Sorkin offers a nuanced view of Herbert Hoover, depicting him not as the caricature of incompetence found in some earlier accounts, but as a leader who recognized the depth of the crisis and attempted—albeit imperfectly—to stem the damage. It’s a more sympathetic portrait than many readers might expect.
Vivid Personalities and Power Players
The book is populated with fascinating figures from finance, government and politics, including:
Charles Mitchell, chairman and CEO of National City Bank (a central figure in the era’s excessive speculation)
Winston Churchill
Franklin Delano Roosevelt
Senator Carter Glass
Evangeline Adams
Herbert Hoover
Ferdinand Pecora
and many others
Sorkin demonstrates how the interplay of personalities, policies, and economic forces created the conditions for both the boom and the crash. His research is broad, and his interpretations are measured yet insightful.
Reflections on Today’s Economy
Reading about 1929 inevitably led me to think about the state of the economy today. Although history doesn’t repeat itself exactly, the parallels are difficult to ignore.
Policy and leadership concerns: I have deep concerns about the current administration’s economic management. Policies such as tariffs continue to ripple through the U.S. and global economies, often harming consumers and industries rather than helping them.
Social and economic inequities: Decisions to cut or withhold food aid and other social supports can create long-lasting harm. Tax structures continue to favor the wealthy, while those with the least must rely on charity to meet basic needs.
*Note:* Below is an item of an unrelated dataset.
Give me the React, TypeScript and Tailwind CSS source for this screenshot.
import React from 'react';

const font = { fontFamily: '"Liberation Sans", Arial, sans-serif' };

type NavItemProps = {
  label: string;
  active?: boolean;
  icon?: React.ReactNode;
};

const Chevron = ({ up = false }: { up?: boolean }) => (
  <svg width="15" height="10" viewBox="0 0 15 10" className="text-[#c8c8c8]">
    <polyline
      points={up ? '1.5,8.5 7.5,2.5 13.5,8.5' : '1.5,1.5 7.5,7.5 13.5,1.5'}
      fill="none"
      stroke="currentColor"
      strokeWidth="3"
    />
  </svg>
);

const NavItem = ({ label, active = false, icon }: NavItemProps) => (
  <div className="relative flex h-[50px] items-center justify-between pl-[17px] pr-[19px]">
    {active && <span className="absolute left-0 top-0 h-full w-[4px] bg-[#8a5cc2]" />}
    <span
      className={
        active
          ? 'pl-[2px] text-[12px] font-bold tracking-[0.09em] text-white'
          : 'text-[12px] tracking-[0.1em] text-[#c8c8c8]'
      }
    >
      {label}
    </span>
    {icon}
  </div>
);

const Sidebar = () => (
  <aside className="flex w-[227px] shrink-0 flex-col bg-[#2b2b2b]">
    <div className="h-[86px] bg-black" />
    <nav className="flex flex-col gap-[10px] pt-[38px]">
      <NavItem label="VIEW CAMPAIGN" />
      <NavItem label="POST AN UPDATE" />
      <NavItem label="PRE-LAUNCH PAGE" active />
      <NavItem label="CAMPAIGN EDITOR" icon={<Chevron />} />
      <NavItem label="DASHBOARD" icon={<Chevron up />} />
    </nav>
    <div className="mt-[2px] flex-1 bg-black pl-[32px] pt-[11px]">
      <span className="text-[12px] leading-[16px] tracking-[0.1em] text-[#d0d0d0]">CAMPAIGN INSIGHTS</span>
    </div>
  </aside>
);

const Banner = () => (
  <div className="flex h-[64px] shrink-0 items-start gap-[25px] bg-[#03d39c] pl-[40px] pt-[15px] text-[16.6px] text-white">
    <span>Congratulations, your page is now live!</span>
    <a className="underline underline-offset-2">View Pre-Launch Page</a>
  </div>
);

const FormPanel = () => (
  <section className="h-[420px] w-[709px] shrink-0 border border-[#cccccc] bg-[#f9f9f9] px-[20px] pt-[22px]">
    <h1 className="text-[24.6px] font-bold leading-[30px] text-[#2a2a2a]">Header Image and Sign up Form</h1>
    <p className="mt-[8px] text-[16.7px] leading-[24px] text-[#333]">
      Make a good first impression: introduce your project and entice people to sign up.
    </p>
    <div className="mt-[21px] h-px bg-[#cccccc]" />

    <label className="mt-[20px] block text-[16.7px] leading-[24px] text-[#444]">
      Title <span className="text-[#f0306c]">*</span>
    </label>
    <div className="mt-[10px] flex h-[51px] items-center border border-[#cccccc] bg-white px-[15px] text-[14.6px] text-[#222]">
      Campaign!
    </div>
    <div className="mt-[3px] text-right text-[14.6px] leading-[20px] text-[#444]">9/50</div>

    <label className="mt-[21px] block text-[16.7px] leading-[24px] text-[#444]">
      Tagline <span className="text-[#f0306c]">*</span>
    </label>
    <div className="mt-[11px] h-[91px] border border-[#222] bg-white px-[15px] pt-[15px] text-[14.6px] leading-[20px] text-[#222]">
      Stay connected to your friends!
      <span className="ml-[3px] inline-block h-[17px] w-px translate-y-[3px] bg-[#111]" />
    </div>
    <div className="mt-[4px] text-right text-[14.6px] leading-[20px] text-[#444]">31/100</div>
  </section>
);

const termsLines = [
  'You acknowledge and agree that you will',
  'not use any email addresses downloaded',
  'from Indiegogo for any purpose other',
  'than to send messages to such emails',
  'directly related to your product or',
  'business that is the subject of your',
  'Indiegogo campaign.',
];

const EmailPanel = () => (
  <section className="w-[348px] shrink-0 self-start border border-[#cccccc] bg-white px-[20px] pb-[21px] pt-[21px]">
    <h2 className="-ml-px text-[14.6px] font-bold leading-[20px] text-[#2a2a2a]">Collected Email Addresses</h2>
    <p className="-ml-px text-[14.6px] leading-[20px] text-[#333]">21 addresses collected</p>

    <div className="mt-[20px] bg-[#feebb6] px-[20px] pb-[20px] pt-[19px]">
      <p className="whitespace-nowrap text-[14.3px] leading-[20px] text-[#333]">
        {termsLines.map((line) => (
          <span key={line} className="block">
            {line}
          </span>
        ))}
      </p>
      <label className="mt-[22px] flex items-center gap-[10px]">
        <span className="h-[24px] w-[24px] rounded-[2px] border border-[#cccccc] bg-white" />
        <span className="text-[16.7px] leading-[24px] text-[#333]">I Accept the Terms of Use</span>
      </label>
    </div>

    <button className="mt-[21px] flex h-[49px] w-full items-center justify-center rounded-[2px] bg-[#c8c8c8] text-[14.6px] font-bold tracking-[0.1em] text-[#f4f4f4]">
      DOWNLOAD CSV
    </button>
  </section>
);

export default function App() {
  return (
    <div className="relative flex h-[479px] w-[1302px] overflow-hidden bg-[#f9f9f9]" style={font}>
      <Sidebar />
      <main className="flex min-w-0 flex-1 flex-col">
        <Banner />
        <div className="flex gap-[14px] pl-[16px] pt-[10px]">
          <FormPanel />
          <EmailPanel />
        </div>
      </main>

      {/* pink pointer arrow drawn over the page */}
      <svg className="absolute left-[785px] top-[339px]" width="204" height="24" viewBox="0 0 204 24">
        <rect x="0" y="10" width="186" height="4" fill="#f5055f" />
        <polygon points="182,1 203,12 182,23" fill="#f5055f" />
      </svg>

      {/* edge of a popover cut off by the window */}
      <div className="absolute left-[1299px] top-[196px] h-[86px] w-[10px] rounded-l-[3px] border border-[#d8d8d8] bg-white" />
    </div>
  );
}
Economic data skepticism: I find it increasingly hard to trust official numbers—whether on inflation, unemployment, or growth—given how politicized and selectively interpreted economic data has become.
Uncertain impact of AI: Artificial intelligence is propping up portions of the stock market, but the long-term effects on employment, productivity, and corporate earnings remain unclear. Few leaders or analysts can articulate what the next decade will really look like if the hype fizzles.
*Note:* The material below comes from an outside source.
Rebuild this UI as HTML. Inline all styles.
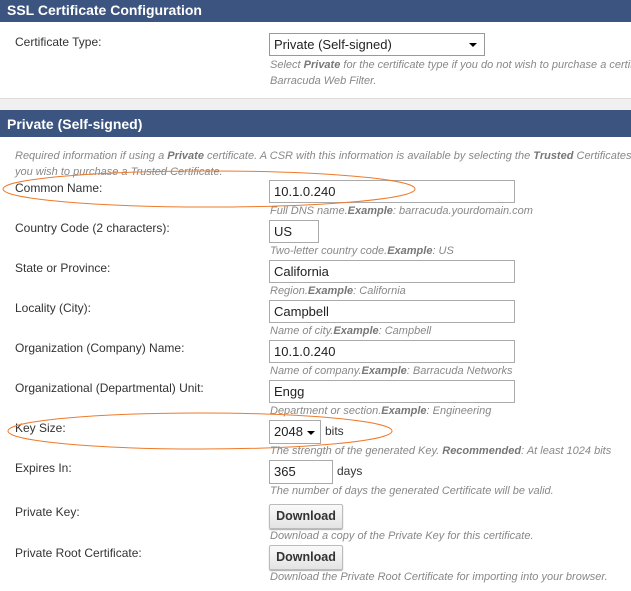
<!DOCTYPE html>
<html><head><style>
body{margin:0;width:631px;height:591px;background:#fff;font-family:"Liberation Sans",Arial,sans-serif;position:relative;overflow:hidden}
.hd{position:absolute;left:0;width:631px;background:#3b5580;color:#fff;font-weight:bold;font-size:14px;padding-left:7px;box-sizing:border-box}
.l{position:absolute;left:15px;font-size:12px;color:#333}
.in{position:absolute;left:269px;height:23px;border:1px solid #aaa;box-sizing:border-box;font-size:13px;color:#222;padding:3px 4px;background:#fff}
.h{position:absolute;left:270px;font-size:11px;font-style:italic;color:#888}
.h b{color:#777}
.btn{position:absolute;left:269px;width:74px;height:25px;border:1px solid #bbb;border-radius:2px;box-sizing:border-box;background:linear-gradient(#fafafa,#e4e4e4);font-size:12.5px;font-weight:bold;color:#333;text-align:center;line-height:23px;box-shadow:0 1px 1px #aaa}
.ar{display:inline-block;width:0;height:0;border-left:4px solid transparent;border-right:4px solid transparent;border-top:4px solid #000;vertical-align:middle}
.u{position:absolute;font-size:12px;color:#333}
</style></head><body>
<div class="hd" style="top:0;height:22px;line-height:20px">SSL Certificate Configuration</div>
<div class="l" style="top:35px">Certificate Type:</div>
<div class="in" style="top:33px;width:216px;height:23px;border-color:#999;font-size:13px">Private (Self-signed)<span class="ar" style="position:absolute;right:7px;top:9px"></span></div>
<div class="h" style="top:57px;line-height:16px;width:400px;white-space:nowrap">Select <b>Private</b> for the certificate type if you do not wish to purchase a certificate<br>Barracuda Web Filter.</div>
<div style="position:absolute;top:98px;left:0;width:631px;height:12px;background:#f0f0f0;border-top:1px solid #ddd"></div>
<div class="hd" style="top:110px;height:27px;line-height:28px">Private (Self-signed)</div>
<div class="h" style="left:15px;top:148px;line-height:16px;white-space:nowrap">Required information if using a <b>Private</b> certificate. A CSR with this information is available by selecting the <b>Trusted</b> Certificates Type if<br>you wish to purchase a Trusted Certificate.</div>

<div class="l" style="top:181px">Common Name:</div>
<div class="in" style="top:180px;width:246px">10.1.0.240</div>
<div class="h" style="top:205px">Full DNS name.<b>Example</b>: barracuda.yourdomain.com</div>

<div class="l" style="top:221px">Country Code (2 characters):</div>
<div class="in" style="top:220px;width:50px">US</div>
<div class="h" style="top:245px">Two-letter country code.<b>Example</b>: US</div>

<div class="l" style="top:261px">State or Province:</div>
<div class="in" style="top:260px;width:246px">California</div>
<div class="h" style="top:285px">Region.<b>Example</b>: California</div>

<div class="l" style="top:301px">Locality (City):</div>
<div class="in" style="top:300px;width:246px">Campbell</div>
<div class="h" style="top:325px">Name of city.<b>Example</b>: Campbell</div>

<div class="l" style="top:341px">Organization (Company) Name:</div>
<div class="in" style="top:340px;width:246px">10.1.0.240</div>
<div class="h" style="top:365px">Name of company.<b>Example</b>: Barracuda Networks</div>

<div class="l" style="top:381px">Organizational (Departmental) Unit:</div>
<div class="in" style="top:380px;width:246px">Engg</div>
<div class="h" style="top:405px">Department or section.<b>Example</b>: Engineering</div>

<div class="l" style="top:421px">Key Size:</div>
<div class="in" style="top:420px;width:52px;height:24px">2048 <span class="ar"></span></div>
<div class="u" style="left:325px;top:424px">bits</div>
<div class="h" style="top:445px">The strength of the generated Key. <b>Recommended</b>: At least 1024 bits</div>

<div class="l" style="top:461px">Expires In:</div>
<div class="in" style="top:460px;width:64px;height:24px">365</div>
<div class="u" style="left:337px;top:464px">days</div>
<div class="h" style="top:485px">The number of days the generated Certificate will be valid.</div>

<div class="l" style="top:505px">Private Key:</div>
<div class="btn" style="top:504px">Download</div>
<div class="h" style="top:530px">Download a copy of the Private Key for this certificate.</div>

<div class="l" style="top:546px">Private Root Certificate:</div>
<div class="btn" style="top:545px">Download</div>
<div class="h" style="top:571px">Download the Private Root Certificate for importing into your browser.</div>

<svg width="631" height="591" style="position:absolute;left:0;top:0">
<ellipse cx="209" cy="189" rx="206" ry="18" fill="none" stroke="#ee7a2a" stroke-width="1"/>
<ellipse cx="200" cy="431" rx="192" ry="18" fill="none" stroke="#ee7a2a" stroke-width="1"/>
</svg>
</body></html>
Declining trust in corporate leadership: Watching CEOs—particularly in tech and finance—publicly defer to political power has shaken my confidence in their judgment. Elon Musk is the most visible example, but he is not alone.
The culture of greed: Increasingly, it feels as if greed has become our national creed. Even institutions that purport to offer moral guidance seem more interested in fundraising than fostering compassion or community.
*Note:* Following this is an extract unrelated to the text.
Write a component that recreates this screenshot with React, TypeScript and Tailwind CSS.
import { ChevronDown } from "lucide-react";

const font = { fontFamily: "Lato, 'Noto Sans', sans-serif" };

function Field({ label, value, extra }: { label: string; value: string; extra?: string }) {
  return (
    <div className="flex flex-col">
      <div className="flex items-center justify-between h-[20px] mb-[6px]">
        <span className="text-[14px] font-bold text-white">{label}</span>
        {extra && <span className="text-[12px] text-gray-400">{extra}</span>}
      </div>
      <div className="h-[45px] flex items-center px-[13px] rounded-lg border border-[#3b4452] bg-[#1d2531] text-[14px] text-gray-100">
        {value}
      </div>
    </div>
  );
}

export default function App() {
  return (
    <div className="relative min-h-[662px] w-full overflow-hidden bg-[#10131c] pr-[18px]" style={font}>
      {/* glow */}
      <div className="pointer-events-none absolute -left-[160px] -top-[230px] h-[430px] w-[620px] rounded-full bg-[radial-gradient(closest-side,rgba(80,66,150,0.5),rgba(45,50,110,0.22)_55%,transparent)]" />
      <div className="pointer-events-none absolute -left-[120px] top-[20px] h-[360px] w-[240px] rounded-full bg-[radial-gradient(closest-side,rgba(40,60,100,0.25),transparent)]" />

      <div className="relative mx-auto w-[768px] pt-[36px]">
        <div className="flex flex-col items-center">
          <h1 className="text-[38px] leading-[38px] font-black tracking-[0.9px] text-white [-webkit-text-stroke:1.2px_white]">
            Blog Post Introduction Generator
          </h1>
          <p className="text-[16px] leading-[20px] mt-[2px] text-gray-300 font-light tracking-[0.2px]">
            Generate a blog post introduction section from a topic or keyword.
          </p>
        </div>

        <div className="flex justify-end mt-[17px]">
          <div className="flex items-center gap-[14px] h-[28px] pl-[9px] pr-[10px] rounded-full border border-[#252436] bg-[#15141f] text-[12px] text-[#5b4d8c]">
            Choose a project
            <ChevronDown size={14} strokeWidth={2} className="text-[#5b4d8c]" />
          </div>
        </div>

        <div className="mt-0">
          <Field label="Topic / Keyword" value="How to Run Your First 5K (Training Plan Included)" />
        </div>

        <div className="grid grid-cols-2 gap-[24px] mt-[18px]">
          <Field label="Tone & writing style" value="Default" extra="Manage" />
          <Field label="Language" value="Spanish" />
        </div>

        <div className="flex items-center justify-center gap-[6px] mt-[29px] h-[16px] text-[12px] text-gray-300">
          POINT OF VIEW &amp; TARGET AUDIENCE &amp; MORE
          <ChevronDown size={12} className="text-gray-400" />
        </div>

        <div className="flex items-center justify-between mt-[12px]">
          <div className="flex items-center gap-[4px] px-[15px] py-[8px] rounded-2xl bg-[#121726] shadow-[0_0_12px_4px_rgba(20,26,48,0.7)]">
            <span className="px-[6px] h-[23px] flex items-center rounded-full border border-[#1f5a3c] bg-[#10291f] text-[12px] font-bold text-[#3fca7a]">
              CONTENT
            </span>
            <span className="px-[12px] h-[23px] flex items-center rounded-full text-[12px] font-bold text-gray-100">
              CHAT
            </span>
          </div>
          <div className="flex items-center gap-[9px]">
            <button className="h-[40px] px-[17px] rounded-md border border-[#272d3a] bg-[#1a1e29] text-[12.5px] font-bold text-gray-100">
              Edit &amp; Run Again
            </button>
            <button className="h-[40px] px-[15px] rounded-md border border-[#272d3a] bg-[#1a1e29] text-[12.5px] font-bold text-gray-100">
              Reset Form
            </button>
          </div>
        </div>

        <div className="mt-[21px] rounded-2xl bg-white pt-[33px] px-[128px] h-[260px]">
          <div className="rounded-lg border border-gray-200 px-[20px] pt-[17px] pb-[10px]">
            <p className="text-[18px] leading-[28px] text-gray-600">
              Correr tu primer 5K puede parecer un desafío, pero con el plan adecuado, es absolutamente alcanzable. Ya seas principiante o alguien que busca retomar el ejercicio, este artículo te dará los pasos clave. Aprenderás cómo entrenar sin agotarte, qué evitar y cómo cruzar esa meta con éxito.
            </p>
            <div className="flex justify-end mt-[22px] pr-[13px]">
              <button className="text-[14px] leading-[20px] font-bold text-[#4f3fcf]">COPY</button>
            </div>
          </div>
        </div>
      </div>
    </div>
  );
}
Was Tuesday, November 4 a political turning point—something akin to the Battle of Midway in 1942? Early in World War II, the United States absorbed one devastating blow after another, beginning with Pearl Harbor and continuing through a string of losses across the Pacific. Then came Midway: a battle whose full significance wasn’t immediately recognized, but which, in hindsight, marked the moment when momentum quietly shifted. The war was far from won, but the tide had stopped running entirely against the United States.
It’s tempting to wonder whether this week’s Democratic victories in New Jersey, Virginia, California, New York City, and elsewhere represent a similar inflection point. American politics in recent years has felt like a series of shocks and retreats for Democrats and for voters who oppose Donald Trump. And like an adversary who seems immune to normal political gravity, Trump has survived scandals and crises that would have ended the careers of most public officials.
Whether these election results signal a broader reversal of fortunes—or merely a brief pause in the storm—is impossible to know. It’s not hard to imagine Trump and his allies resorting to increasingly extreme measures to influence or undermine next year’s midterms. As with Midway, the meaning of this moment will only become clear in retrospect. For now, all we can say is that the political seas may be shifting, and time will tell in which direction they flow.